To help nearby students, Randolph College added to its LEAP program, also know as the Local Educational Access Program. The original program offered a special tuition rate to Lynchburg City and the five surrounding counties, ensuring they do not pay more than $ 14,000 per year in tuition. The new LEAP Plus program adds 17 new counties and cities, including the counties of Augusta, Craig, Roanoke and Rockbridge, and the city of Roanoke. Students in the new LEAP plus program will have to live on campus, but they will not pay more than $ 21,000 in tuition, room and board.
Carter said one of the things school officials talk about is constantly in the office of admissions and across campus is providing a quality and affordable education to students.
“There are so many schools out there, in my opinion, that price themselves out of the market, and we do not want to be one of those schools,” Carter said.
From fall 2003 to spring 2022, Sweet Briar College’s tuition cost increased by about 16%. The private nonprofit women’s college in Amherst County saw its highest tuition rate for 2017 through 2018 at $ 37,155.
In 2018, Sweet Briar enacted a tuition reset, something that current Sweet Briar President Meredith Woo described as “one of the most massive tuition resets ever in the country for a private institution.”
The move came just a few years after previous college leadership unsuccessfully attempted to close the school in 2015. Alumnae, students, faculty and supporters united to save Sweet Briar through legal action, social media and a fundraising campaign.
“There are a lot of colleges over the last few years that have done what is called tuition reset,” Woo said. “But even so, I think ours was radical in its transparency.”
The reset lowered tuition to $ 21,000, a nearly 44% decrease from 2017. Woo explained it was important to lower the price to compete with other public universities.
“I believe part of the reason why we did that is because… the vast majority of the colleges that we’m competing against are public institutions – like [University of Virginia]like Virginia Tech, like [Virginia Commonwealth University]like Longwood [University]. So at some level, we have to be able to compete with them and so it is very important for us to reign in the price, ”Woo said.
Along with the reset, students have access to more than 200 scholarships, according to Woo.

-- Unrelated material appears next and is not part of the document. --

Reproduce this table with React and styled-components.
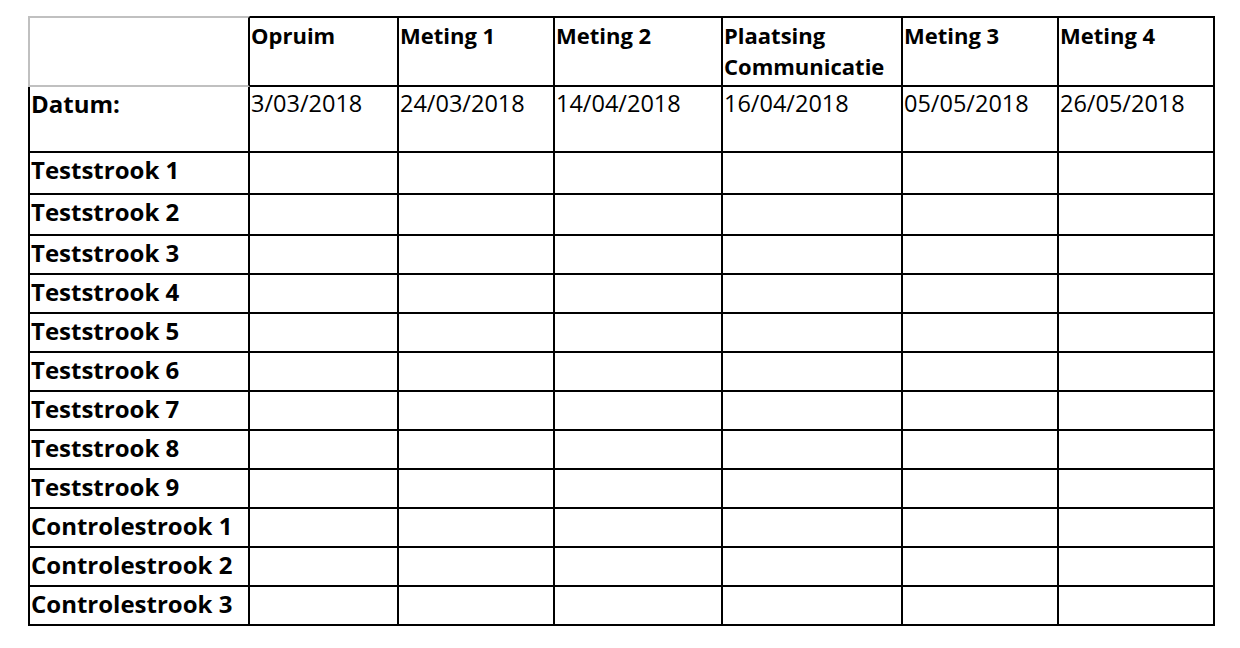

The cost of tuition at the University of Lynchburg has increased approximately 81.5% since 2001. The university saw its highest rate in fall 2020 at $ 41,880, a year before their price reset. The price reset lowered the price of tuition and fees to $ 33,500, a 20% decrease.
Michael Jones, the university’s vice president for enrollment, marketing and communications, said the reset has helped families.
“The tuition refresh has proven particularly helpful to families who have faced financial hardships as a result of the pandemic,” Jones said in a statement.
Associate Vice President for Enrollment Aaron Basko said in the last three years, the school have made changes to make sure that every incoming student receives some kind of scholarship funding.
“At the University of Lynchburg, we have worked hard to control costs and make sure families are getting a high value education for their money,” Basko said in a statement.